Originally posted in The Daily Star on 22 March 2022
The government will not have to hike gas prices if the local production is increased, taxes at import level are remitted, and unnecessary expenditure in the energy sector is reduced.
The suggestions came up in a hearing organised by Bangladesh Energy Regulatory Commission (BERC) on the proposal for gas price hike by Petrobangla and GTCL (Gas Transmission Company Limited) yesterday.
Taking part in the hearing, Prof Shamsul Alam, energy adviser of Consumers Association of Bangladesh, said they had sought information from state-owned energy production and distribution companies, but got no response.
He said the state-owned gas fields have the capacity to produce 1,145 mmcfd (million cubic feet per day) whereas they produce 841 mmcfd. Why they do not produce as per their capacity has not been clarified.
“The same thing is happening regarding IOCs [international oil companies]. They have a combined capacity of producing 2,760 mmcfd, while they make 2,286 mmcfd. The authorities do not have any reasonable explanation behind the production decline,” he said.
On behalf of consumers, the energy expert said there will be no need to hike gas prices if local production is increased, taxes including VAT is remitted at import level, and dependency on liquefied natural gas (LNG) is reduced.
Prof Badrul Imam, another energy expert, said relying on LNG intensified the country’s energy crisis.
“Bangladesh is called the petroleum province, given its geological position. But we did not explore properly yet. In the last 20 years, we drilled one field each year. Despite knowing that the gas crisis is approaching, we did not take pragmatic steps, but rather resorted to expansive LNG imports,” he said.
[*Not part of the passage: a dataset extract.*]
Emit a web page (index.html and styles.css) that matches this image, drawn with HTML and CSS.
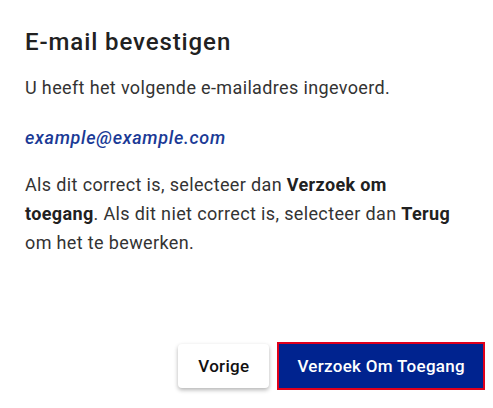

Petrobangla proposed Tk 15.30 to buy a cubic metre of gas. Currently, it is buying gas at the subsidised price of Tk 9.37. BERC’s technical committee differed with the proposed price, as in its analysis the price to buy per cubic metre gas could be at best Tk 12.47.
Md Abdul Jalil, chairman of BERC, said the social and economic implications must be taken into account while proposing tariff hike of gas, as it causes a chain reaction in dependent sectors.
“We must conduct a study on factors like the impacts and which socioeconomic class suffers how much due to tariff change. Unfortunately, we don’t do such studies,” he said.